THE STORIES: ¡Cuba Si! Waiting for the revolution that she feels certain is near at hand, Cuba, a supporter of Fidel Castro, has set up camp in New York's Central Park. Having become something of a tourist attraction, she is interviewed by a reporter from the New York Times—who shudders apprehensively as Cuba shoots down the series of "spies" who approach her bastion, and harangues a watching crowd through a bullhorn. Inevitably the interview becomes a confrontation between her left-wing views and his right-wing reactions, with the end result an uneasy standoff. As he leaves the reporter remarks that she has given him no real story to file, as a story must have a beginning, a middle and an end. "But I have indeed given you a beginning," replies Cuba, "and I may yet give you a middle—and perhaps," she adds ominously, "an end as well." (1 man, 3 women.)

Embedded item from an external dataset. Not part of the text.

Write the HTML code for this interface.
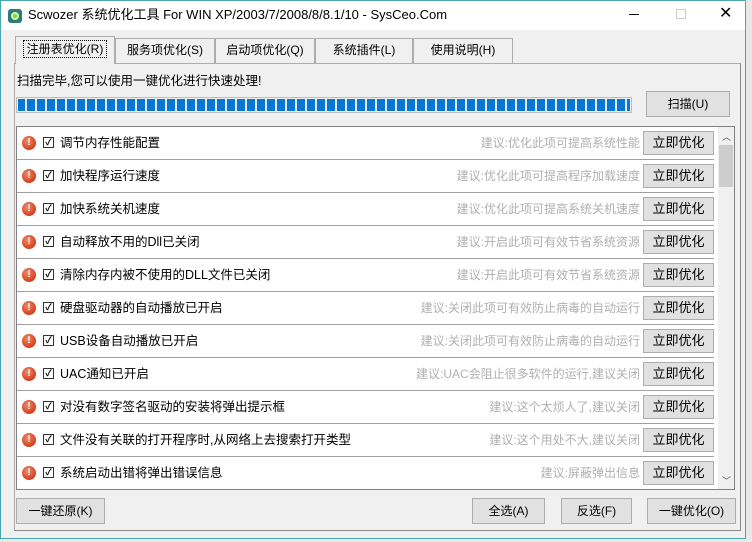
<!DOCTYPE html>
<html><head><meta charset="utf-8"><style>
*{margin:0;padding:0;box-sizing:border-box}
body{width:752px;height:542px;background:#e8e8e8;font-family:"Liberation Sans","Noto Sans CJK SC",sans-serif;font-size:12px;color:#000;position:relative;overflow:hidden;line-height:16px}
.win{position:absolute;left:0;top:0;width:746px;height:539px;background:#f0f0f0;border:1px solid #4aa6b0}
.title{position:absolute;left:0;top:0;width:744px;height:29px;background:#fff}
.abs{position:absolute}
.tab{position:absolute;top:37px;height:25px;border:1px solid #adadad;border-bottom:none;background:#f0f0f0;text-align:center;line-height:23px;font-size:12px}
.btn{position:absolute;border:1px solid #adadad;background:#e1e1e1;text-align:center;font-size:12px}
.row{position:absolute;left:16px;width:697px;height:33px;border-bottom:1px solid #a0a0a0}
.ic{position:absolute;left:5px;top:9px;width:14px;height:14px;border-radius:50%;background:radial-gradient(circle at 40% 35%,#f08a6a,#d2401e 70%);color:#fff;font-size:10px;font-weight:bold;line-height:14px;text-align:center}
.cb{position:absolute;left:26px;top:10px;width:11px;height:11px;border:1px solid #333;background:#fff;font-size:9px;line-height:9px;text-align:center;font-weight:bold}
.t{position:absolute;left:43px;top:8px;font-size:12.5px;line-height:16px}
.s{position:absolute;right:74px;top:8px;color:#b0b0b0;font-size:12px;line-height:16px}
.b{position:absolute;right:0;top:4px;width:71px;height:24px;border:1px solid #adadad;background:#e1e1e1;text-align:center;line-height:22px;font-size:13px}
</style></head><body>
<div class="win">
<div class="title">
 <div class="abs" style="left:7px;top:8px;width:14px;height:14px;border-radius:3px;background:#2f7a7a"><div style="margin:3px;width:8px;height:8px;border-radius:50%;background:#9c3;border:2px solid #cfa"></div></div>
 <div class="abs" style="left:27px;top:6px;font-size:13px">Scwozer 系统优化工具 For WIN XP/2003/7/2008/8/8.1/10 - SysCeo.Com</div>
 <div class="abs" style="left:628px;top:13px;width:10px;height:1px;background:#000"></div>
 <div class="abs" style="left:675px;top:8px;width:10px;height:10px;border:1px solid #ccc"></div>
 <div class="abs" style="left:718px;top:5px;font-size:16px">✕</div>
</div>
<div class="tab" style="left:14px;top:35px;height:28px;width:100px;line-height:25px;border-bottom:none;z-index:2"><span style="border:1px dotted #000;padding:1px 3px">注册表优化(R)</span></div>
<div class="tab" style="left:114px;width:100px">服务项优化(S)</div>
<div class="tab" style="left:214px;width:100px">启动项优化(Q)</div>
<div class="tab" style="left:314px;width:98px">系统插件(L)</div>
<div class="tab" style="left:412px;width:100px">使用说明(H)</div>
<div class="abs" style="left:13px;top:62px;width:727px;height:468px;border:1px solid #adadad;border-right-color:#888;border-bottom-color:#888"></div>
<div class="abs" style="left:16px;top:72px;font-size:12.5px">扫描完毕,您可以使用一键优化进行快速处理!</div>
<div class="abs" style="left:15px;top:96px;width:616px;height:16px;border:1px solid #bcbcbc;background:#e6e6e6;padding:1px;background-image:repeating-linear-gradient(90deg,#0678d4 0 8px,transparent 8px 10px);background-clip:content-box"></div>
<div class="btn" style="left:645px;top:90px;width:84px;height:26px;line-height:24px">扫描(U)</div>
<div class="abs" style="left:15px;top:125px;width:719px;height:364px;border:1px solid #828282;background:#fff"></div>
<div class="abs" style="left:717px;top:126px;width:16px;height:362px;background:#f0f0f0">
 <div style="position:absolute;left:4px;top:2px;font-size:9px;color:#555">︿</div>
 <div style="position:absolute;left:1px;top:18px;width:14px;height:42px;background:#cdcdcd"></div>
 <div style="position:absolute;left:4px;top:346px;font-size:9px;color:#555">﹀</div>
</div>
<div class="row" style="top:126px"><div class="ic">!</div><div class="cb">✓</div><div class="t">调节内存性能配置</div><div class="s">建议:优化此项可提高系统性能</div><div class="b">立即优化</div></div>
<div class="row" style="top:159px"><div class="ic">!</div><div class="cb">✓</div><div class="t">加快程序运行速度</div><div class="s">建议:优化此项可提高程序加载速度</div><div class="b">立即优化</div></div>
<div class="row" style="top:192px"><div class="ic">!</div><div class="cb">✓</div><div class="t">加快系统关机速度</div><div class="s">建议:优化此项可提高系统关机速度</div><div class="b">立即优化</div></div>
<div class="row" style="top:225px"><div class="ic">!</div><div class="cb">✓</div><div class="t">自动释放不用的Dll已关闭</div><div class="s">建议:开启此项可有效节省系统资源</div><div class="b">立即优化</div></div>
<div class="row" style="top:258px"><div class="ic">!</div><div class="cb">✓</div><div class="t">清除内存内被不使用的DLL文件已关闭</div><div class="s">建议:开启此项可有效节省系统资源</div><div class="b">立即优化</div></div>
<div class="row" style="top:291px"><div class="ic">!</div><div class="cb">✓</div><div class="t">硬盘驱动器的自动播放已开启</div><div class="s">建议:关闭此项可有效防止病毒的自动运行</div><div class="b">立即优化</div></div>
<div class="row" style="top:324px"><div class="ic">!</div><div class="cb">✓</div><div class="t">USB设备自动播放已开启</div><div class="s">建议:关闭此项可有效防止病毒的自动运行</div><div class="b">立即优化</div></div>
<div class="row" style="top:357px"><div class="ic">!</div><div class="cb">✓</div><div class="t">UAC通知已开启</div><div class="s">建议:UAC会阻止很多软件的运行,建议关闭</div><div class="b">立即优化</div></div>
<div class="row" style="top:390px"><div class="ic">!</div><div class="cb">✓</div><div class="t">对没有数字签名驱动的安装将弹出提示框</div><div class="s">建议:这个太烦人了,建议关闭</div><div class="b">立即优化</div></div>
<div class="row" style="top:423px"><div class="ic">!</div><div class="cb">✓</div><div class="t">文件没有关联的打开程序时,从网络上去搜索打开类型</div><div class="s">建议:这个用处不大,建议关闭</div><div class="b">立即优化</div></div>
<div class="row" style="top:456px;border-bottom:none"><div class="ic">!</div><div class="cb">✓</div><div class="t">系统启动出错将弹出错误信息</div><div class="s">建议:屏蔽弹出信息</div><div class="b">立即优化</div></div>
<div class="btn" style="left:15px;top:497px;width:89px;height:26px;line-height:24px">一键还原(K)</div>
<div class="btn" style="left:471px;top:497px;width:73px;height:26px;line-height:24px">全选(A)</div>
<div class="btn" style="left:560px;top:497px;width:71px;height:26px;line-height:24px">反选(F)</div>
<div class="btn" style="left:646px;top:497px;width:89px;height:26px;line-height:24px">一键优化(O)</div>
</div>
</body></html>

Bringing It All Back Home. While brother and sister bicker meanly about pot-smoking and illicit pregnancies at their high school, father makes leering phone calls to strangers, and mother blots it all out with a portable hair dryer. Then the coffin with the body of their eldest son, Jimmy, who died in Vietnam, is delivered—followed by a television crew to film a human interest feature on the family's grief. Reacting on cue they make much of their loss and the noble sacrifice this embodies but with a glib superficiality that is both saddening and shocking. Their attention soon shifts to more immediate concerns, however, and Jimmy rises up in his coffin to address the audience. He knows now that the reason he wishes he were still alive is so he can figure out why he is dead—and so perhaps should we all. (3 men, 3 women, plus 4 nonspeaking roles for men.)
Last Gaps. First produced as part of
FOUL!, a special program on pollution and conservation, this imaginative short play offers an affecting, but also chilling, observation on the awful fate that mankind will face unless he curbs the misuse of his environment. Moving quickly from one vignette to another, the play presents a cross section of individuals, all quite different and yet all facing the same inexorable horror—that terrible moment when breathable air is exhausted and human life no longer possible. (6 men, 6 women.)